The conclusion of the fragments is no less unsettling to those who can hear the note of prophecy in the porter’s apparently innocent descriptions. When the river reaches its terminus, its speed and strength enormously increased, it quite naturally rushes to break free of any constriction. "And flows within itself, heaps itself free" is, of course, a description of the river water backing up and spreading out across the delta.ut in the underground context of the poem, it is also the portrayal of a revolutionary urge to break free of constraint, to escape from bondage. "Poised wholly on its dream, a mustard glow / Tortured by history, its one will – flow!" From the porter’s perspective, this image of the river carries a distinct significance. Underneath his superficial air of subservience, beneath his guise of a harmless drifter who is bemused by spirituals and possesses a childlike innocence and waywardness, the black man fervently retains all his old dreams of emancipation.

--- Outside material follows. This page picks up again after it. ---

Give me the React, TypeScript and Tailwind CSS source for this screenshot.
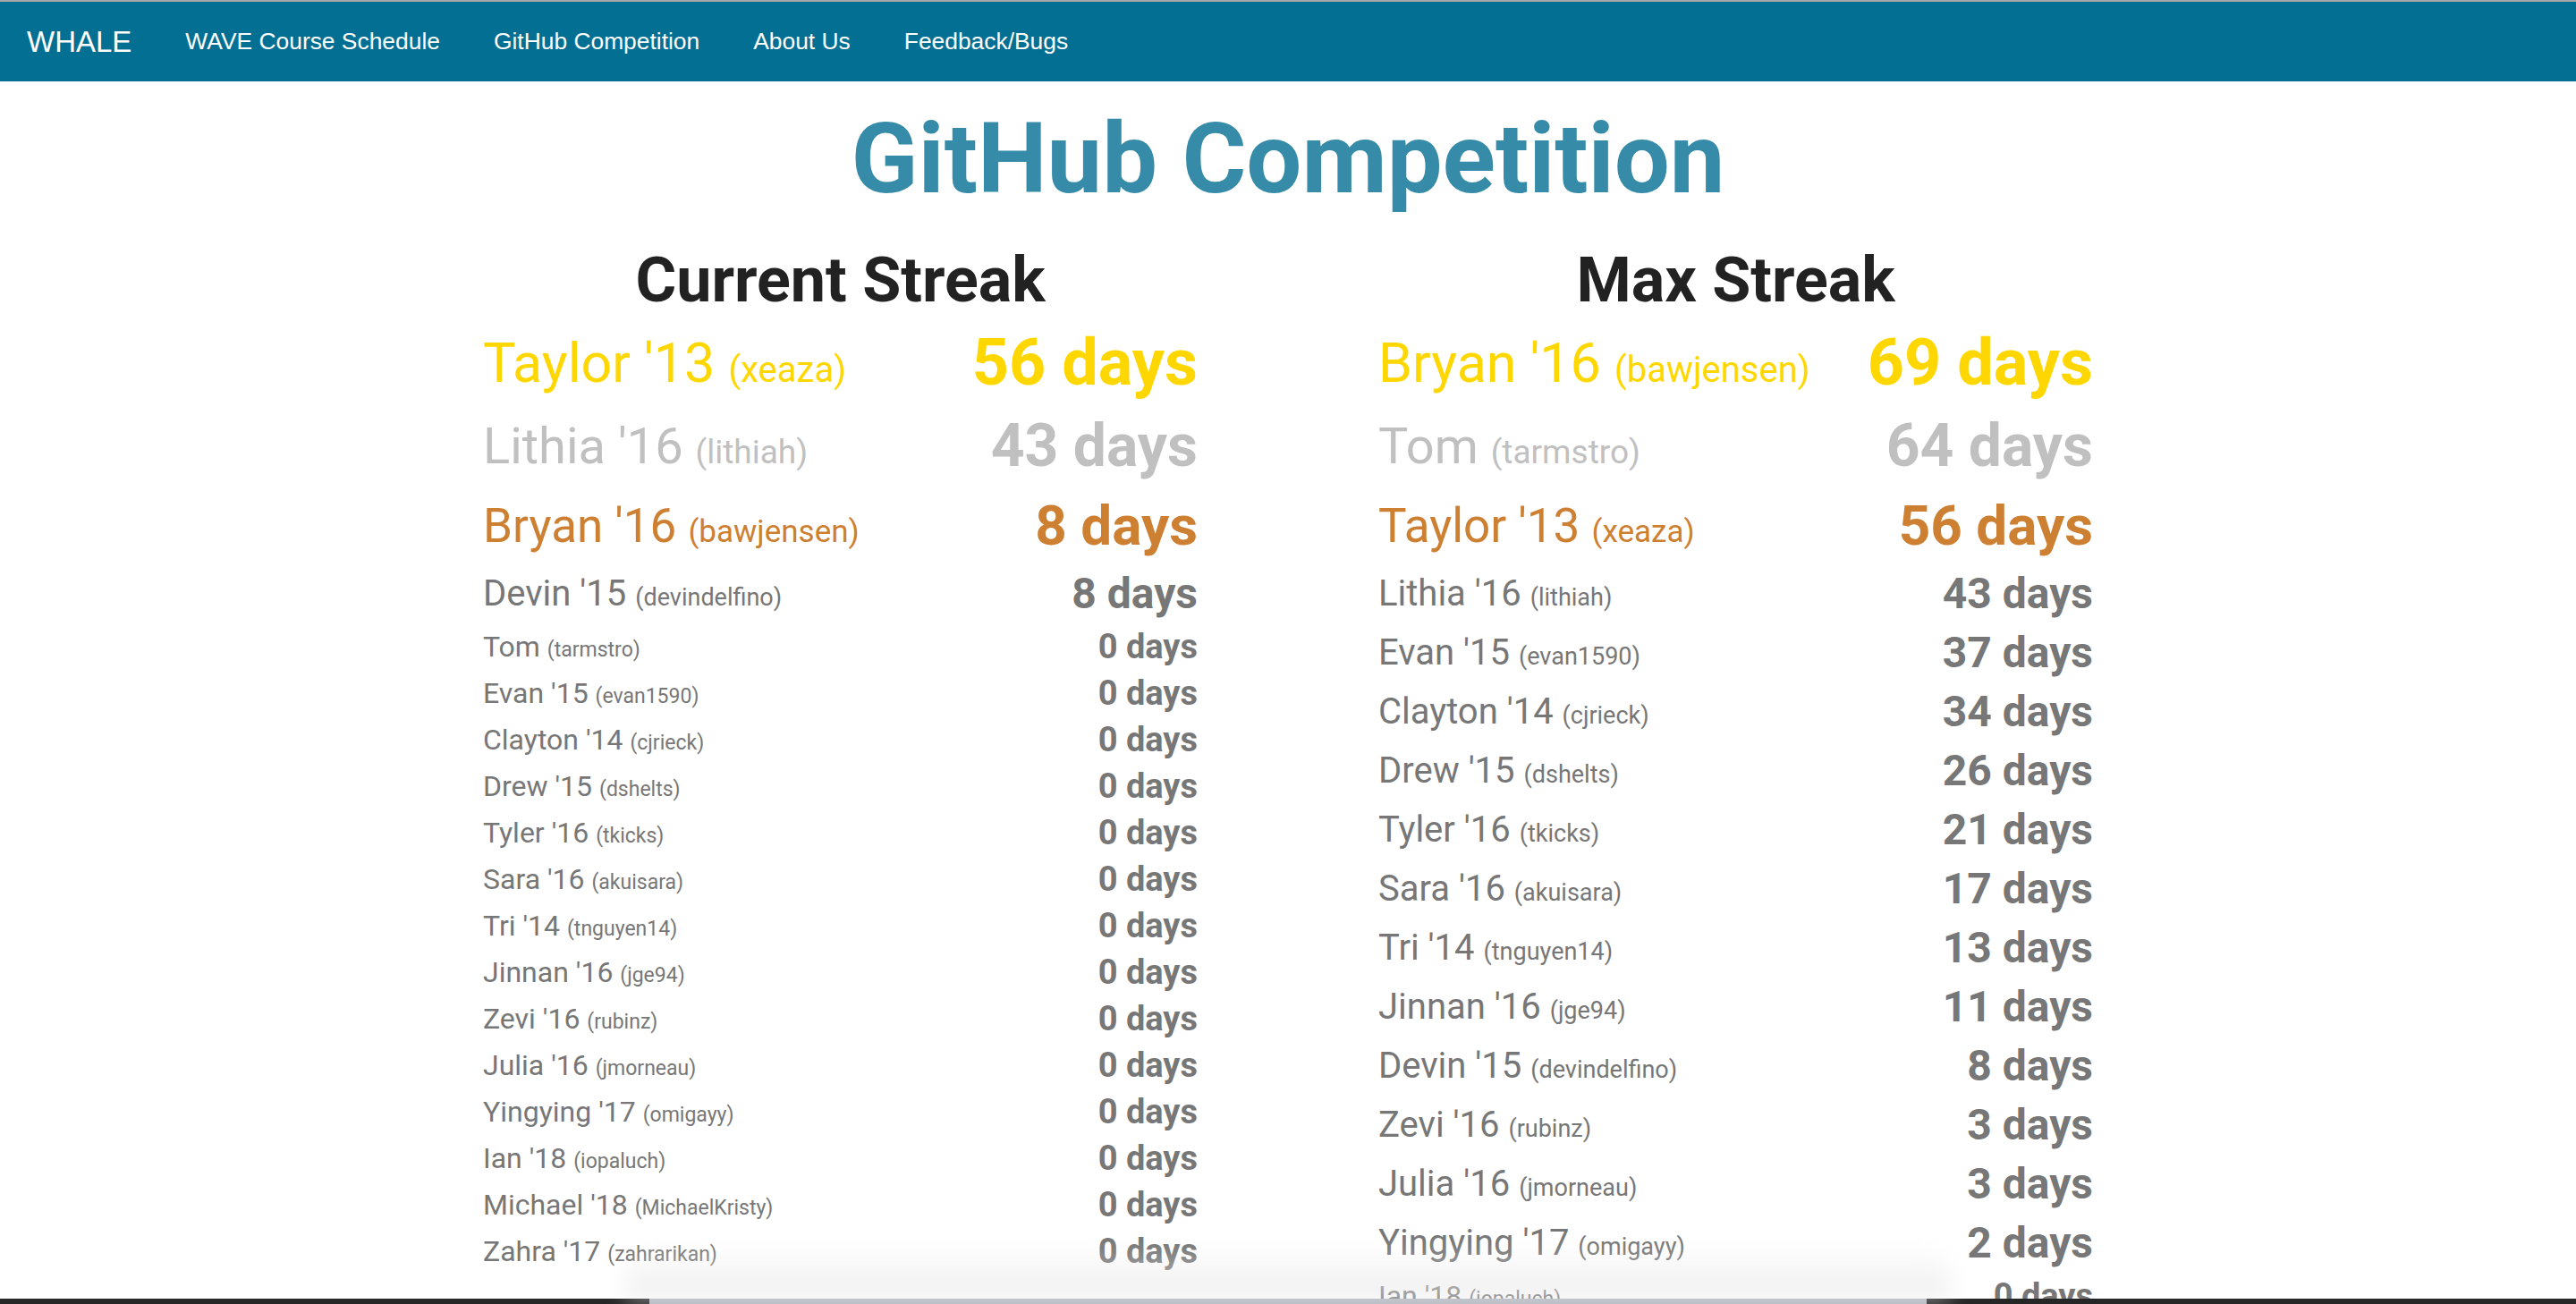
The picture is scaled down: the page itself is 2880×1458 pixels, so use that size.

And he is still "Poised wholly" on a dream, and, though "Tortured" by a history of exploitation and repression, he has an unbroken will to be free. To suppress his dream only adds to its strength, increasing the likelihood that the moment must soon arrive when the bondage is too great to be endured. At the moment, the river meets "No embrace … but the stinging sea," and it spreads back as though it had met the master’s whip. But "The Passion" remains to spread outward, in ‘wide tongues, choked and slow."